6. Another point was raised before me, and this for the first time in second appeal. The objection is to the frame of the cause-title, which runs, The Madras State Electricity Board by the Superintending Engineer, Mettur Electricity System. Learned Counsel for the appellant submitted that the plaintiff on the aforesaid description is the Superintending Engineer of the System, and not the Board. The argument runs : admittedly the Superintending Engineer has not been authorised to institute suits in his own name : at the most, he can claim authority to sign and verify pleadings on behalf of the Corporation : but the suit has been instituted by the Superintending Engineer no doubt on behalf of the Corporation. It has, therefore, to fail because he has no authority to institute the suit by himself. No ground in this form has been taken even in the memorandum of grounds of appeal to this Court. Advantage is obviously sought to be taken of what may be considered to be misdescription. It has never been contended that the plaintiff was not the Board. Proceedings have gone on title now on the basis that the Electricity Board is the plaintiff not only in substance, but also de facto. If the point had been taken at the earliest opportunity all that might have been necessary would be to delete part of the description in the cause-title. Obviously as the Superintending Engineer was signing and verifying the plaint, this was brought to the forefront by the description in the cause-title. Very likely the effect of using the preposition by which in the context means through the instrumentality o/was not considered. It makes the cause-title read as if the plaintiff is the Superintending Engineer, suing no doubt on behalf of the Board, while, in fact, what is meant is that the Board is suing, the Superintending Engineer signing and verifying the plaint on behalf of the Board. The intention being clear that it was the Board that has been suing, the defect is purely one of form and it cannot be made a ground for setting aside the decree and that in second appeal.

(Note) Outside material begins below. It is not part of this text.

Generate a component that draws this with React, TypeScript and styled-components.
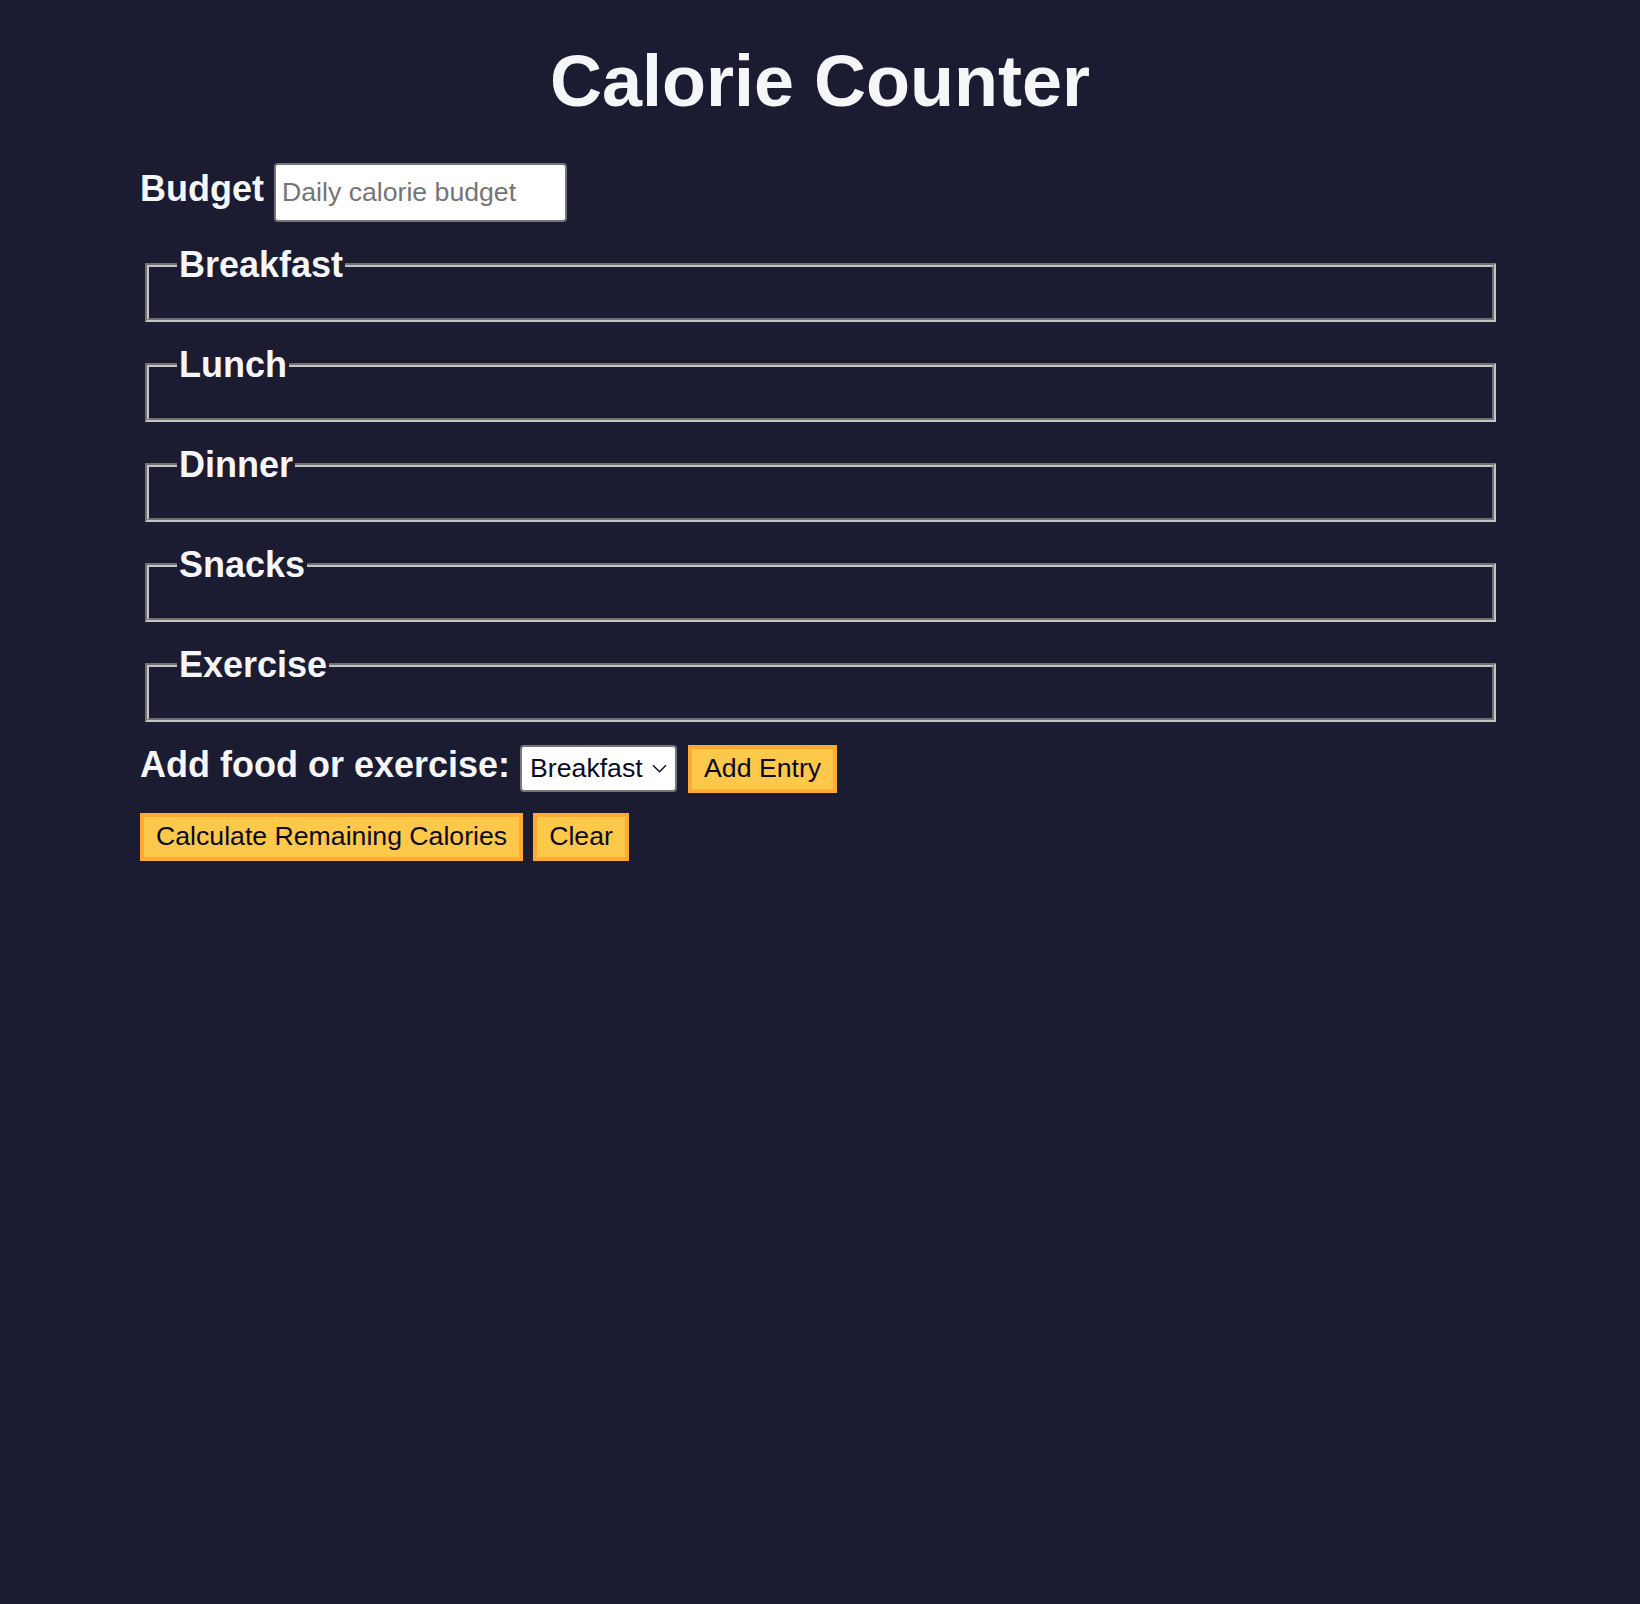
import React from "react";
import styled, { createGlobalStyle } from "styled-components";

const GlobalStyle = createGlobalStyle`
  html, body {
    margin: 0;
    padding: 0;
    background: #1b1b32;
    color: #f5f6f7;
    font-family: "Liberation Sans", Arial, Helvetica, sans-serif;
  }
  * { box-sizing: border-box; }
`;

const Page = styled.div`
  min-height: 1604px;
  padding-top: 40px;
`;

const Title = styled.h1`
  margin: 0 0 40px;
  font-size: 72px;
  line-height: 83px;
  font-weight: 700;
  text-align: center;
  color: #f5f6f7;
`;

const Main = styled.main`
  width: 1360px;
  margin: 0 auto;
  display: flex;
  flex-direction: column;
  gap: 22px;
`;

const Row = styled.div<{ $gap?: number }>`
  display: flex;
  align-items: baseline;
  gap: ${(p) => p.$gap ?? 10}px;
`;

const Label = styled.label`
  font-size: 36px;
  font-weight: 700;
  line-height: 41px;
  color: #f5f6f7;
`;

const TextInput = styled.input`
  width: 293px;
  height: 59px;
  padding: 0 6px;
  border: 2px solid #767676;
  border-radius: 4px;
  background: #ffffff;
  font-family: inherit;
  font-size: 26.67px;
  color: #000;
  &::placeholder {
    color: #757575;
  }
`;

const Fieldset = styled.fieldset`
  margin: 0 4px 0 5px;
  padding: 0 28px 33px;
  border: 4px groove #c4c4c4;
  min-width: 0;
`;

const Legend = styled.legend`
  padding: 0 2px;
  font-size: 36px;
  font-weight: 700;
  line-height: 41px;
  color: #f5f6f7;
`;

const Controls = styled.div`
  display: flex;
  flex-direction: column;
  gap: 20px;
`;

const SelectWrap = styled.span`
  position: relative;
  display: inline-block;
  margin-right: 1px;
`;

const Select = styled.select`
  appearance: none;
  -webkit-appearance: none;
  width: 157px;
  height: 47px;
  padding: 0 30px 0 8px;
  border: 2px solid #767676;
  border-radius: 4px;
  background: #ffffff;
  color: #0a0a23;
  font-family: inherit;
  font-size: 26.67px;
`;

const Chevron = styled.svg`
  position: absolute;
  right: 10px;
  top: 19px;
  width: 15px;
  height: 9px;
  pointer-events: none;
`;

const Button = styled.button`
  height: 48px;
  padding: 0 12px;
  border: 4px solid #ffaa30;
  background: #fec84a;
  color: #0a0a23;
  font-family: inherit;
  font-size: 26.67px;
  border-radius: 0;
  cursor: pointer;
`;

const meals = ["Breakfast", "Lunch", "Dinner", "Snacks", "Exercise"];

export default function App() {
  return (
    <>
      <GlobalStyle />
      <Page>
        <Title>Calorie Counter</Title>
        <Main>
          <Row>
            <Label htmlFor="budget">Budget</Label>
            <TextInput id="budget" type="number" placeholder="Daily calorie budget" />
          </Row>
          {meals.map((m) => (
            <Fieldset key={m}>
              <Legend>{m}</Legend>
            </Fieldset>
          ))}
          <Controls>
            <Row>
              <Label htmlFor="entry-dropdown">Add food or exercise:</Label>
              <SelectWrap>
                <Select id="entry-dropdown" defaultValue="breakfast">
                  {meals.map((m) => (
                    <option key={m} value={m.toLowerCase()}>
                      {m}
                    </option>
                  ))}
                </Select>
                <Chevron viewBox="0 0 15 9" fill="none">
                  <path d="M1 1.2 L7.5 7.7 L14 1.2" stroke="#0a0a23" strokeWidth="1.4" />
                </Chevron>
              </SelectWrap>
              <Button type="button">Add Entry</Button>
            </Row>
            <Row>
              <Button type="submit">Calculate Remaining Calories</Button>
              <Button type="button">Clear</Button>
            </Row>
          </Controls>
        </Main>
      </Page>
    </>
  );
}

7. To come to the substantial point the agreement provides that the consumer shall pay to the Government for electric energy supplied at the rates given in the schedule in accordance with the terms of the agreement and that the minimum rates specified should be paid irrespective of whether energy to that extent has been consumed or not. The monthly minimum whether electricity is consumed or not, is fixed at Rs. 29-2-8. The argument of learned Counsel is that the agreement must be read as a contract for supply of electric energy at specified rates and that the minimum charge is a penalty for breach of the agreement to consume energy. It is, therefore, argued that the plaintiff can claim only compensation for breach under Section 73 of the Indian Contract Act, that Section 74 of the Contract Act would apply and that the minimum charge fixed is only the maximum compensation that the plaintiff would be entitled to : in law the plaintiff cannot claim anything more than reasonable compensation for the breach : and he must establish the loss or damage consequential on the non-consumption of electricity by the defendant and claim only that amount.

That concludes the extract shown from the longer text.